Why is there such a gap? Nearly half of the survey respondents stated that their health care provider never asked them about their use of CAM. Another 60 percent of respondents said that:
There wasn't enough time to talk about their use of CAM.
They didn't think their doctors would know anything about CAM.
They thought their doctor would advise them to stop using CAM.
They just weren't comfortable discussing CAM with their doctor.
Considering that every health (and mental health) care provider in America ought to be aware of CAMs and their potential uses, this failure to communicate is really scandalous.
Closing the Gap
In preparation for writing "Saying Goodbye: How Families Can Find Renewal through Loss," which is about helping families cope with terminal illness, Dr. Barbara Okun and I and our associates interviewed hundreds of individuals and found through our "informal" survey virtually the same results: patients and families faced with a fractured medical system in which providers do not communicate with each other, and patients and their families do not know what to ask (or what to share).
Many expressed what amounted to a common theme, succinctly expressed in one man's account:
"'We were a family but we each suffered from a profound feeling of isolation and lack of guidance. Throughout my sister's illness, we were catapulted into crisis time after time, with no one to turn to other than whoever the doctor-of-the-moment happened to be.'
"Part of this isolation, this man explained, was a total lack of information on what could help his sister relieve the pernicious side effects of the chemotherapy and radiation she received for her cancer."
There is potentially one simple solution to this gap and the potentially negative impact it can have on patients' overall care and that is this: It should not be the patient's responsibility to bring up the issue of CAMs; rather, it should be the health care provider's responsibility to inquire about patients' use of CAMs and how well they are working.
Holistic Health Care
I have learned through writing this blog that not all health care providers are unaware of -- much less indifferent to -- incorporating CAMs in a comprehensive and holistic approach to treatment. Fortunately for many cancer patients, oncologists appear to be in the forefront of this movement. At the Hope Lodge in Boston, for instance, patients can easily avail themselves of some CAMs such as Reiki and massage. Other cancer centers make CAMs such as acupuncture available.

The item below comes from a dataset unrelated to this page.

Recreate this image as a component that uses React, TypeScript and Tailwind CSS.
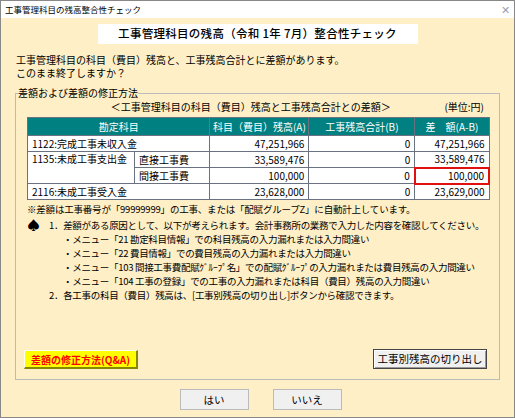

As promising as these initiatives may be, the fact remains that the results obtained in the 2011 AARP/NCCAM survey closely mirror the results of the same survey conducted in 2006. That does not indicate much progress. In fact, one of the few significant differences found in the five intervening years between surveys was a trend indicating people make more use of the Internet now to obtain information about CAMs.
Apparently, then, until traditional medicine decides to catch up, it remains the patient's responsibility to research, select and pursue complementary treatments. It may be better to face this reality and change the system from the bottom up. What does that mean? Basically it means that we as patients need to close the gap by talking to our doctors about our use of CAMs. Which leads me to suggest the followng:
The next time you see your doctor, be it for a routine physical or for treatment of some ongoing condition, make a point of disclosing the following -- whether or not the doctor asks:
· Any CAMs you are using on a regular basis: herbs, supplements, mind/body techniques,
· How you believe the CAMs you use may be helping you
If enough of us do the above we may begin to close the gap between traditional medical care and complementary treatments. Keep in mind that the information you share with your doctor may help the next patient he or she sees.